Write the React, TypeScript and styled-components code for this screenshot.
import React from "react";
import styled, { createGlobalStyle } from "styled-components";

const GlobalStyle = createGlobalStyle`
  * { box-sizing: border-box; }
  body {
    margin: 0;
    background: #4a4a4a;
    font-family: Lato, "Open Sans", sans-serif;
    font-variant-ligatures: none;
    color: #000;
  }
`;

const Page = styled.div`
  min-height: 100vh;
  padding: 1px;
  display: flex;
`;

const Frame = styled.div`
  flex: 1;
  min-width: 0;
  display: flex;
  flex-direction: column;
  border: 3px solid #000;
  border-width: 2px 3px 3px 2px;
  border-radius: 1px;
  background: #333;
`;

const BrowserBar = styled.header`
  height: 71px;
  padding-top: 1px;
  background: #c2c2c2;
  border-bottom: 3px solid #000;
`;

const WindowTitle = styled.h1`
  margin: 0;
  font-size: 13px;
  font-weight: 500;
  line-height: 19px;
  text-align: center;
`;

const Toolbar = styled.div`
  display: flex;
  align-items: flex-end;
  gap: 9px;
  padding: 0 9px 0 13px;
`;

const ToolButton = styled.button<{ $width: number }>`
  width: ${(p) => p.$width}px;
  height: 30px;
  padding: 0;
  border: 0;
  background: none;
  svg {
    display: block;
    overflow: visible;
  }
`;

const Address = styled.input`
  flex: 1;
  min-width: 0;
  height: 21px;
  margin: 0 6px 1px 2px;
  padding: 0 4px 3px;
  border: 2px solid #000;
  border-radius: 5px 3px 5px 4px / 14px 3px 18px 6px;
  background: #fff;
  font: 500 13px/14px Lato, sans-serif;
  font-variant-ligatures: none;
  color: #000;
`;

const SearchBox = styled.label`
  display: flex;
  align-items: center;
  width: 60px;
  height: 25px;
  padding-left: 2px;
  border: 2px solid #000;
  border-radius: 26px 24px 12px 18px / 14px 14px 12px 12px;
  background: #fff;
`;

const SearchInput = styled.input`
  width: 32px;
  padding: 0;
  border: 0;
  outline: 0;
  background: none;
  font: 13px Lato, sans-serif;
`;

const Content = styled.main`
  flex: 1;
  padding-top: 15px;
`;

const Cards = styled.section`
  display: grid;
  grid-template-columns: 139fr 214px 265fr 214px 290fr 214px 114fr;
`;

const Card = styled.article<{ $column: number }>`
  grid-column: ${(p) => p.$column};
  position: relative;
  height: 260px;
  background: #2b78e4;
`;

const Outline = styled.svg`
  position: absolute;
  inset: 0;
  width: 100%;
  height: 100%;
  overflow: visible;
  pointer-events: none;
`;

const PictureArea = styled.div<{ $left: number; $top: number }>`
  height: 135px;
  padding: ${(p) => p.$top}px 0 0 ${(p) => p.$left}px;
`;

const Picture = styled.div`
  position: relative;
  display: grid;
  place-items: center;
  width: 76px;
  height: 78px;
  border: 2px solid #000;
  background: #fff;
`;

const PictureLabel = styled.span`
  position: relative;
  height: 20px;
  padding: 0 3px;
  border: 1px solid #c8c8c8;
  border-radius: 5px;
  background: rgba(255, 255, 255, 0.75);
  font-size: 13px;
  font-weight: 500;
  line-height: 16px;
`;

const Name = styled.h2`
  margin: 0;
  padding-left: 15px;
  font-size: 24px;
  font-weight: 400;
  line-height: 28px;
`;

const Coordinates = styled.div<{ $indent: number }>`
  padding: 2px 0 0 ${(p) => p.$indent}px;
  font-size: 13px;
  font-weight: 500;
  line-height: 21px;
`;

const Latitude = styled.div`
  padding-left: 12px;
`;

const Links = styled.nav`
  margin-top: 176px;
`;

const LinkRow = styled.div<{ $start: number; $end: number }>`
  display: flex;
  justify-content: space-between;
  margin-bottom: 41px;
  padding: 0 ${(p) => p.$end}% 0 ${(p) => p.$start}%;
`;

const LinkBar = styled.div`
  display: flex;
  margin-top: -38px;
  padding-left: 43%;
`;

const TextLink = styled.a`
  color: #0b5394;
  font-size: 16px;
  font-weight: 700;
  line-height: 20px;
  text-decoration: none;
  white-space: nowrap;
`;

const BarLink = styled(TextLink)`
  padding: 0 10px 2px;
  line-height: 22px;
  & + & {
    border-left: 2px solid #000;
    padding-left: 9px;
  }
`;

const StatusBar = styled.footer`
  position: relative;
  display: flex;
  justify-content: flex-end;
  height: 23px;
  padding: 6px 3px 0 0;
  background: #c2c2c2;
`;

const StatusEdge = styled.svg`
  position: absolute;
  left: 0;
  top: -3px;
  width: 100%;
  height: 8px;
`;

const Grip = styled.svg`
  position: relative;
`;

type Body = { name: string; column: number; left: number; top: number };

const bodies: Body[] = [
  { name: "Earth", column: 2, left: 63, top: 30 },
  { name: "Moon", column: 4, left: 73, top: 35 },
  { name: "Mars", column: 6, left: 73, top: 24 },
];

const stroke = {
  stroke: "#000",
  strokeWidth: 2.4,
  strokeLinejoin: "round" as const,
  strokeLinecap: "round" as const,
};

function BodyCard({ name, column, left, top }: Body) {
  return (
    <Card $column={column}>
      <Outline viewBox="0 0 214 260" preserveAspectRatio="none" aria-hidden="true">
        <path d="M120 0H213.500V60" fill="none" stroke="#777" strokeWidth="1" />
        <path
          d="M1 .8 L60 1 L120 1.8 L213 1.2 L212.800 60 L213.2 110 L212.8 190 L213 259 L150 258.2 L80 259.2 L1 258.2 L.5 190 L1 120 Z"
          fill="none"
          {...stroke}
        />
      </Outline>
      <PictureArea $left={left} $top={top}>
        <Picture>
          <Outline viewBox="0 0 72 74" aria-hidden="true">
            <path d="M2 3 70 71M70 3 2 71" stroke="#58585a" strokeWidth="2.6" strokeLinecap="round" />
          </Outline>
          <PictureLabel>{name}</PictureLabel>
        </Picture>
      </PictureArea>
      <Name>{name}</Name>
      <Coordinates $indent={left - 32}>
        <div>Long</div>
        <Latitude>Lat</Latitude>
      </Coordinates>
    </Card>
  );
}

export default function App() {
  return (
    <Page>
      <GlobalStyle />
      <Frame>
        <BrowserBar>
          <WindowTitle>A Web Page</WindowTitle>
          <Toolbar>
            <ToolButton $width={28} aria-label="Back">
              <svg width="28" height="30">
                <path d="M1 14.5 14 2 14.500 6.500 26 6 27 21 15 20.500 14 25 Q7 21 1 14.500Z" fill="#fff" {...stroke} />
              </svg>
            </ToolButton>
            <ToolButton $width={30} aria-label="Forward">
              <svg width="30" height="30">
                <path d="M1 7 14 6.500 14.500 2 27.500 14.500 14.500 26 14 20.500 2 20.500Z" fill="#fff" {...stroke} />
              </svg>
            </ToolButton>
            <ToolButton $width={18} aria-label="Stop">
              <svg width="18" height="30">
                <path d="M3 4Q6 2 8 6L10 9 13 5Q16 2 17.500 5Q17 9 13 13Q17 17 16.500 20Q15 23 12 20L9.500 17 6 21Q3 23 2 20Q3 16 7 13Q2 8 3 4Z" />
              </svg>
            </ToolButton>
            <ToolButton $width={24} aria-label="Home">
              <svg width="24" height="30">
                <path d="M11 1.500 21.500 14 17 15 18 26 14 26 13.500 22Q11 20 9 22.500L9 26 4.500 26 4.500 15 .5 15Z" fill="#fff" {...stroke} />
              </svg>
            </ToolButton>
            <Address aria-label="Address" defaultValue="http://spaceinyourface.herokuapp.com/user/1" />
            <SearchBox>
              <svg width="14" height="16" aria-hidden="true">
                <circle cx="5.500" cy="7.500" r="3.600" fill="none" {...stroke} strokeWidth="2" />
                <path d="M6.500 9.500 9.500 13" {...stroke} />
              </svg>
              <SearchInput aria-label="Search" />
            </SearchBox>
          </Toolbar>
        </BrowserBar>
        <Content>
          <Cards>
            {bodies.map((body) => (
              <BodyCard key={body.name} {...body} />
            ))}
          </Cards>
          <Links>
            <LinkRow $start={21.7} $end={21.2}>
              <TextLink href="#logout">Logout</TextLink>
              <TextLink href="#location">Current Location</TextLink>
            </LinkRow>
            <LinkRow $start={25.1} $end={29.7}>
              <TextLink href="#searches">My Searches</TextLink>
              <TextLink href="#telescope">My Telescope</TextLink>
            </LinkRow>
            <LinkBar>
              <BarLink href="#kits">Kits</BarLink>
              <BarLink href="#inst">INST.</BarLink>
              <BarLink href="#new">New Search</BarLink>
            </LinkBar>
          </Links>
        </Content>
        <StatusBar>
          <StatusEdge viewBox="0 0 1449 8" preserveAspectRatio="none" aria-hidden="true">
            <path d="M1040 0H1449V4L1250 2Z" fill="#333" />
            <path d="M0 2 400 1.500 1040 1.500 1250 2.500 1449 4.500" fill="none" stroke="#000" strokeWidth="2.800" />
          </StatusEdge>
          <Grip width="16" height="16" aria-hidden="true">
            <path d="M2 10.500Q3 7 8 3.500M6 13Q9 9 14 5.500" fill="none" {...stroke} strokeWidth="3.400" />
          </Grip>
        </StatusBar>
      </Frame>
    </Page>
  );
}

--

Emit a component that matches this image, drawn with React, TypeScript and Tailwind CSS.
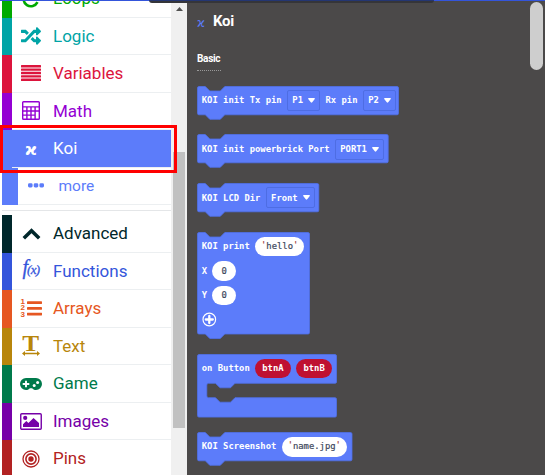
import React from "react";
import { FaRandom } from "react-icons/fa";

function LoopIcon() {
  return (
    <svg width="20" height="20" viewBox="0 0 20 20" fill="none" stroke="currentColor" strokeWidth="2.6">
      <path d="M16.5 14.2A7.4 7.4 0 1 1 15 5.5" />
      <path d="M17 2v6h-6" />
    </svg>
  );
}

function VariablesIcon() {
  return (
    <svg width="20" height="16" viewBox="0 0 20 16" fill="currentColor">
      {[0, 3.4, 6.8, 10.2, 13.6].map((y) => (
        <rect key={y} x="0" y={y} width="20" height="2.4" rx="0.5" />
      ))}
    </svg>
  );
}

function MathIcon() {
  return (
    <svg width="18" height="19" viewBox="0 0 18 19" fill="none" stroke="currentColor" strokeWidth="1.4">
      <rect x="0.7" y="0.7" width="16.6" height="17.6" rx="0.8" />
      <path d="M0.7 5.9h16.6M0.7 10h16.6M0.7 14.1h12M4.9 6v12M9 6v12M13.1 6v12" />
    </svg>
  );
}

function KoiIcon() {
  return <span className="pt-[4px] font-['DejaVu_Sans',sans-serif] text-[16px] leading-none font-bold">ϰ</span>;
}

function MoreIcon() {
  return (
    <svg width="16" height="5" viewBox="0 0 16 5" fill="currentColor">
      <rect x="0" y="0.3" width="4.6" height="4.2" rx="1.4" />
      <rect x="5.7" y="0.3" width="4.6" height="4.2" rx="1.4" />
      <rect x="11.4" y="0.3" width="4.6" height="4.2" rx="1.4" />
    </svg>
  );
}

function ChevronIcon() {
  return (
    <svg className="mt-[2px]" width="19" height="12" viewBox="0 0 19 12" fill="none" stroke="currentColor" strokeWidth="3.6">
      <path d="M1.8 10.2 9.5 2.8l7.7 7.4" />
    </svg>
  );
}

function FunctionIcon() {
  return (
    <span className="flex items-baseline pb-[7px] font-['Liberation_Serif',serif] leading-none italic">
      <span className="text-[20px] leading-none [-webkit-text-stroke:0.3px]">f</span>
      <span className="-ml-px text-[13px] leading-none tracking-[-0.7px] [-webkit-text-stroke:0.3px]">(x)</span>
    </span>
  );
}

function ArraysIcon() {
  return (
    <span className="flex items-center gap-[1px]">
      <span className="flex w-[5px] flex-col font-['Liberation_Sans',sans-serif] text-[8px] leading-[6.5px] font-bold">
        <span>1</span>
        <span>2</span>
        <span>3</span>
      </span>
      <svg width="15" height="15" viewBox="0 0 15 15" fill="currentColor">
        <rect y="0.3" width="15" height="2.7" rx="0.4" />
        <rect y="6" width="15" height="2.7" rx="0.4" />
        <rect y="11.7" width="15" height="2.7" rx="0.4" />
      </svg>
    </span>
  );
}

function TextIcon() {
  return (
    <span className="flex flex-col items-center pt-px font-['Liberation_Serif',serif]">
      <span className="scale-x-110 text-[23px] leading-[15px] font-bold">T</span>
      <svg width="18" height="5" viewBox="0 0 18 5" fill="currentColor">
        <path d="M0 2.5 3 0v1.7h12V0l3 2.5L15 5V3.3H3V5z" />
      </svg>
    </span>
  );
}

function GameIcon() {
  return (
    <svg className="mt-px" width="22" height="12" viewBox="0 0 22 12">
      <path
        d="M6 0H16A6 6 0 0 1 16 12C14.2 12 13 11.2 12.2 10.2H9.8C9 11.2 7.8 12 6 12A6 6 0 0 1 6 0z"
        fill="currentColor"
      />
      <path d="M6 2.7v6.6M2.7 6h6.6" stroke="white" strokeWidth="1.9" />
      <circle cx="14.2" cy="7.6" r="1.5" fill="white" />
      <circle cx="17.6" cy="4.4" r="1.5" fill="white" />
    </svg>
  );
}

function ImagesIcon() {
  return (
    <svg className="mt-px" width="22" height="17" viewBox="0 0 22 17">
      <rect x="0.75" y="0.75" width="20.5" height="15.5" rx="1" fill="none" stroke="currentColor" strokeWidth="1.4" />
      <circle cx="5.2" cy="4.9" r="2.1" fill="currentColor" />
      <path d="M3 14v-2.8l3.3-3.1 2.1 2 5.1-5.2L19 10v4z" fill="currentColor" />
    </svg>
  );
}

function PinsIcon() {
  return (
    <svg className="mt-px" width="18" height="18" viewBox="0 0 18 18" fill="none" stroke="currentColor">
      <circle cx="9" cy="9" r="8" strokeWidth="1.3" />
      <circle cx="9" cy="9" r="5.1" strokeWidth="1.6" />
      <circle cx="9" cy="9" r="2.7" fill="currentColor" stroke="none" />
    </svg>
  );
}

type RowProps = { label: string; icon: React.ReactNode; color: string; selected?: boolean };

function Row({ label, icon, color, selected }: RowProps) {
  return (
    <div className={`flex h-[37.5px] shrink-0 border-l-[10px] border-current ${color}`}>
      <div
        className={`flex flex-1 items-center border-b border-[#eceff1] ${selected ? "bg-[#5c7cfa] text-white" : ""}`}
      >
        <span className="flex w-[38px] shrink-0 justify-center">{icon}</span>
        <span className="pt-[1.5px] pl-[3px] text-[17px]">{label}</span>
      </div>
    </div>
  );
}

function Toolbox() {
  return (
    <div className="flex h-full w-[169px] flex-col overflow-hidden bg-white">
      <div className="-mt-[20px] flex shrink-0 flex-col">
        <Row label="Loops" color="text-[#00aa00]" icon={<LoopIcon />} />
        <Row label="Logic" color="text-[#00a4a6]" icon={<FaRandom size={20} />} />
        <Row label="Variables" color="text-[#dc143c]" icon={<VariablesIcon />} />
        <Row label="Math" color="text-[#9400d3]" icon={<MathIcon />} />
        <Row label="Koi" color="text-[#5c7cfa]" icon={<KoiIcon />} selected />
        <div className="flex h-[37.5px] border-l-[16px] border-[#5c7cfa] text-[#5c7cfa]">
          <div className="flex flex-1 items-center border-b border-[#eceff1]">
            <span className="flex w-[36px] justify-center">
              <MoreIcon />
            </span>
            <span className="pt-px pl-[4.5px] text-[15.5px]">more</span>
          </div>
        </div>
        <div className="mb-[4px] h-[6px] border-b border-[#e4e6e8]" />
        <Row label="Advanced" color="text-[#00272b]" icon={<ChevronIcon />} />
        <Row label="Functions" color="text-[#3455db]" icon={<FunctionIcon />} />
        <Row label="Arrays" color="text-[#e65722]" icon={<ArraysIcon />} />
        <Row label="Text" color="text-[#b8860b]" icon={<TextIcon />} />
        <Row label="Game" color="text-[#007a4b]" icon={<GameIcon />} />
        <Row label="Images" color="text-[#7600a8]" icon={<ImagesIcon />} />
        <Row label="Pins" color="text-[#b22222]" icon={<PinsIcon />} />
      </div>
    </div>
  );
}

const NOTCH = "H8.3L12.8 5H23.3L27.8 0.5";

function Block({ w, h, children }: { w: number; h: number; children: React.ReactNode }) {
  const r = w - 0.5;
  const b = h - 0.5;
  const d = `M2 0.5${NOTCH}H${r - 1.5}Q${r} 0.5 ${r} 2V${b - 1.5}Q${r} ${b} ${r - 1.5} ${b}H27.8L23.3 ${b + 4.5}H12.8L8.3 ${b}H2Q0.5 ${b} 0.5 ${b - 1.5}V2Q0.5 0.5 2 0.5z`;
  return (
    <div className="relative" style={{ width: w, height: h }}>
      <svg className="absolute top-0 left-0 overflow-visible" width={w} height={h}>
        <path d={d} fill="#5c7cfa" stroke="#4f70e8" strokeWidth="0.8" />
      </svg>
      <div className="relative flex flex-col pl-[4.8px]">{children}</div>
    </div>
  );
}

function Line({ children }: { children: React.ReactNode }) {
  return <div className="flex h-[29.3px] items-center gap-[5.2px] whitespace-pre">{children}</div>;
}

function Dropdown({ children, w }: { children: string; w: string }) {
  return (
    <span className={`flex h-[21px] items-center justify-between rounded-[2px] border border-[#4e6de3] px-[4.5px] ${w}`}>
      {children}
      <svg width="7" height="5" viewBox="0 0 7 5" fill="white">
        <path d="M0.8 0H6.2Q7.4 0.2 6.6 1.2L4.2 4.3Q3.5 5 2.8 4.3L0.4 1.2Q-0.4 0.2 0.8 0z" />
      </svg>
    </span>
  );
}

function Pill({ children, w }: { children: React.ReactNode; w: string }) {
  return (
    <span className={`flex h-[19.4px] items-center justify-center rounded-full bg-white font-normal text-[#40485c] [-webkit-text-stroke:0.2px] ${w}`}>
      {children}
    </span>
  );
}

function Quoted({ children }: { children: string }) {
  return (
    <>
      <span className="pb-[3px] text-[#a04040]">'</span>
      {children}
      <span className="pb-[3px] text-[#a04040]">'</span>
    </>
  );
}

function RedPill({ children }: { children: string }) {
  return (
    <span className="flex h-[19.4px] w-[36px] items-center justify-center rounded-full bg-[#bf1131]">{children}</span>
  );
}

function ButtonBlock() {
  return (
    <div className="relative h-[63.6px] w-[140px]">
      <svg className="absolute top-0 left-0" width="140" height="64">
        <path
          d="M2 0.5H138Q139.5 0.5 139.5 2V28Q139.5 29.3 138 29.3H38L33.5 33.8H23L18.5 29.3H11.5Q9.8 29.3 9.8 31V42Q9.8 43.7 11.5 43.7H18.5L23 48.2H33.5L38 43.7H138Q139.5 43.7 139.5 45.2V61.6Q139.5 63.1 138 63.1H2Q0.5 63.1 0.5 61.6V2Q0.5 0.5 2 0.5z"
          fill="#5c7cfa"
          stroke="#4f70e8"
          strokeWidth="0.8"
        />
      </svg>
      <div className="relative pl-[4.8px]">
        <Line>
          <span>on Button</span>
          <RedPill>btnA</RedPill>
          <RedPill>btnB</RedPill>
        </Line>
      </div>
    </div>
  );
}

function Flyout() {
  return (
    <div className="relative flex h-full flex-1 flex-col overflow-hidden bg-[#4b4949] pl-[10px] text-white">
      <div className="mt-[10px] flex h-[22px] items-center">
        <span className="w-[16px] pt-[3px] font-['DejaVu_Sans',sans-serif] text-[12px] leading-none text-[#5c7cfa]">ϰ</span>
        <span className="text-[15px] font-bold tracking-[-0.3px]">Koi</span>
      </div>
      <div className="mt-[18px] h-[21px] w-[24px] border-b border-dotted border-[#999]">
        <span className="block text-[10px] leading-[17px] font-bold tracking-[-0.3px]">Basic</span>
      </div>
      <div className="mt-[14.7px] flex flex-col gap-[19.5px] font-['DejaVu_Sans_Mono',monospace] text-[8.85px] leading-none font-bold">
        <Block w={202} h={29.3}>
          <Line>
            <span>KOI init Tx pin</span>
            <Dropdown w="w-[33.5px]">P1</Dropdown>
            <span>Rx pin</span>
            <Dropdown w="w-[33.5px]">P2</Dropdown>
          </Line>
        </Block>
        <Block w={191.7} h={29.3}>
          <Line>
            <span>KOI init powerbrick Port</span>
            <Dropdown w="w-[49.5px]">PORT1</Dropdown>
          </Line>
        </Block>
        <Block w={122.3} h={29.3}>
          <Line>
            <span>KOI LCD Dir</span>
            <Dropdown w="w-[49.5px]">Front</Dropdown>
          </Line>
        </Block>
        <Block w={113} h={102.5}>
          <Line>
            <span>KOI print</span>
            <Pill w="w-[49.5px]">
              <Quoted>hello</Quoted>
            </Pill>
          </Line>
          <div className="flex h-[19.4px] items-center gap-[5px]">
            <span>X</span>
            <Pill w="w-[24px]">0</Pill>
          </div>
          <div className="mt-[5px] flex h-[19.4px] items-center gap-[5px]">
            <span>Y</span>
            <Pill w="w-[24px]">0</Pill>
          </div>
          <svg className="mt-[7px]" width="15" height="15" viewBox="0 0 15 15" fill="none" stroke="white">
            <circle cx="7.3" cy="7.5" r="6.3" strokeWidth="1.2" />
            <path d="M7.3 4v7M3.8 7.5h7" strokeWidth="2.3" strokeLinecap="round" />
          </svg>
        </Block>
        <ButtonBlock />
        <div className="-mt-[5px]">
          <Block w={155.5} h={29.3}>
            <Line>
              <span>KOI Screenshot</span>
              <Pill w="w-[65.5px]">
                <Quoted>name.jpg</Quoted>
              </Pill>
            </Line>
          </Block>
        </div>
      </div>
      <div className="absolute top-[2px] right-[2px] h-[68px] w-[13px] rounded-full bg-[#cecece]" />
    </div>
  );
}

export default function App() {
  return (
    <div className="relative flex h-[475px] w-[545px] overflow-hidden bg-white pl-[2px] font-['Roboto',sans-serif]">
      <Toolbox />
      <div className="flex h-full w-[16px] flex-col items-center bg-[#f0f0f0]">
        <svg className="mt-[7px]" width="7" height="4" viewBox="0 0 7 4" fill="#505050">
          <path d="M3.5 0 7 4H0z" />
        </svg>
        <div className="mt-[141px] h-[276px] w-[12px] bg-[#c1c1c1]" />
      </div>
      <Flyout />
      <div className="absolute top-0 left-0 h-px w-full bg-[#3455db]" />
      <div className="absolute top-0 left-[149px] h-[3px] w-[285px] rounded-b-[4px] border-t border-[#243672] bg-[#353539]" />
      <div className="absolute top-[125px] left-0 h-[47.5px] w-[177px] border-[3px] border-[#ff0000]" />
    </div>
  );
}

» Exercise goal: Determine the number of lines in the entries above where the string "components" appears. Answer with the number alone.

» Expected answer: 2